The Good: It brilliantly solves the key exchange problem! No need for secret meetings in dark alleys.

The Bad: It's SLOW. The math involved is much more complex, making it inefficient for encrypting large amounts of data.

---

The Grand Finale: Using Them Together! (Hybrid Encryption)

So we have one method that's fast but has a key-sharing problem, and another that's slow but solves that problem. What do we do? We use them together! This is the dream team that powers most of the secure internet (like HTTPS, that padlock in your browser).

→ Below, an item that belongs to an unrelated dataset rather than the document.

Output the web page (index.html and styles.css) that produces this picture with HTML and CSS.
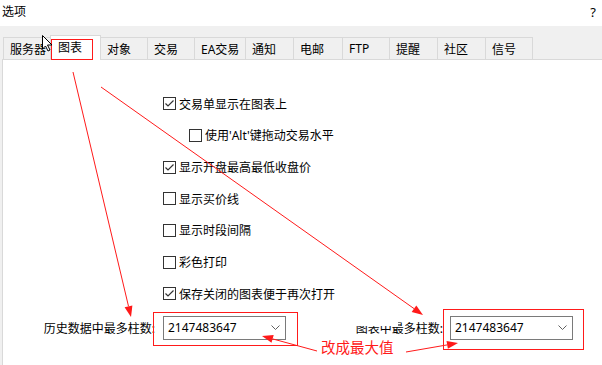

Here’s how it works in the real world:

1. The Handshake: Your browser wants to talk to a website securely. The website's server sends your browser its Public Key (Asymmetric part).
2. The Secret Plan: Your browser creates a brand new, one-time-use key for Symmetric encryption (let's call it a session_key).
3. The Secure Delivery: Your browser uses the website's Public Key to encrypt just that one little session_key and sends it back to the server (Asymmetric part).
4. The Unlocking: The server uses its Private Key to decrypt the message and get the session_key.

BOOM! Now your browser and the server both have a shared secret key (session_key), and they exchanged it securely.

5. The Fast Lane: For the rest of your browsing session, they use that super-fast Symmetric encryption with the session_key to encrypt all the actual data (web pages, images, etc.).

It's the perfect partnership: use the slow, secure public mailbox system just once to safely deliver the key to a super-fast, shared lockbox. Then use that lockbox for everything else.

Quick Recap

Feature	Symmetric Encryption (Secret Handshake)	Asymmetric Encryption (Public Mailbox)
Keys	1 shared secret key	1 public key, 1 private key
Speed	🚀 Blazingly Fast	🐢 Slow and steady
Key Management	Hard (How to share the key?)	Easy (Share the public key freely!)
Best For	Encrypting large amounts of data	Securely exchanging keys, digital sigs

So next time you see that little padlock icon, you can give a knowing nod to the beautiful cryptographic dance between symmetric and asymmetric encryption happening behind the scenes. You're no longer a beginner; you're in on the secret!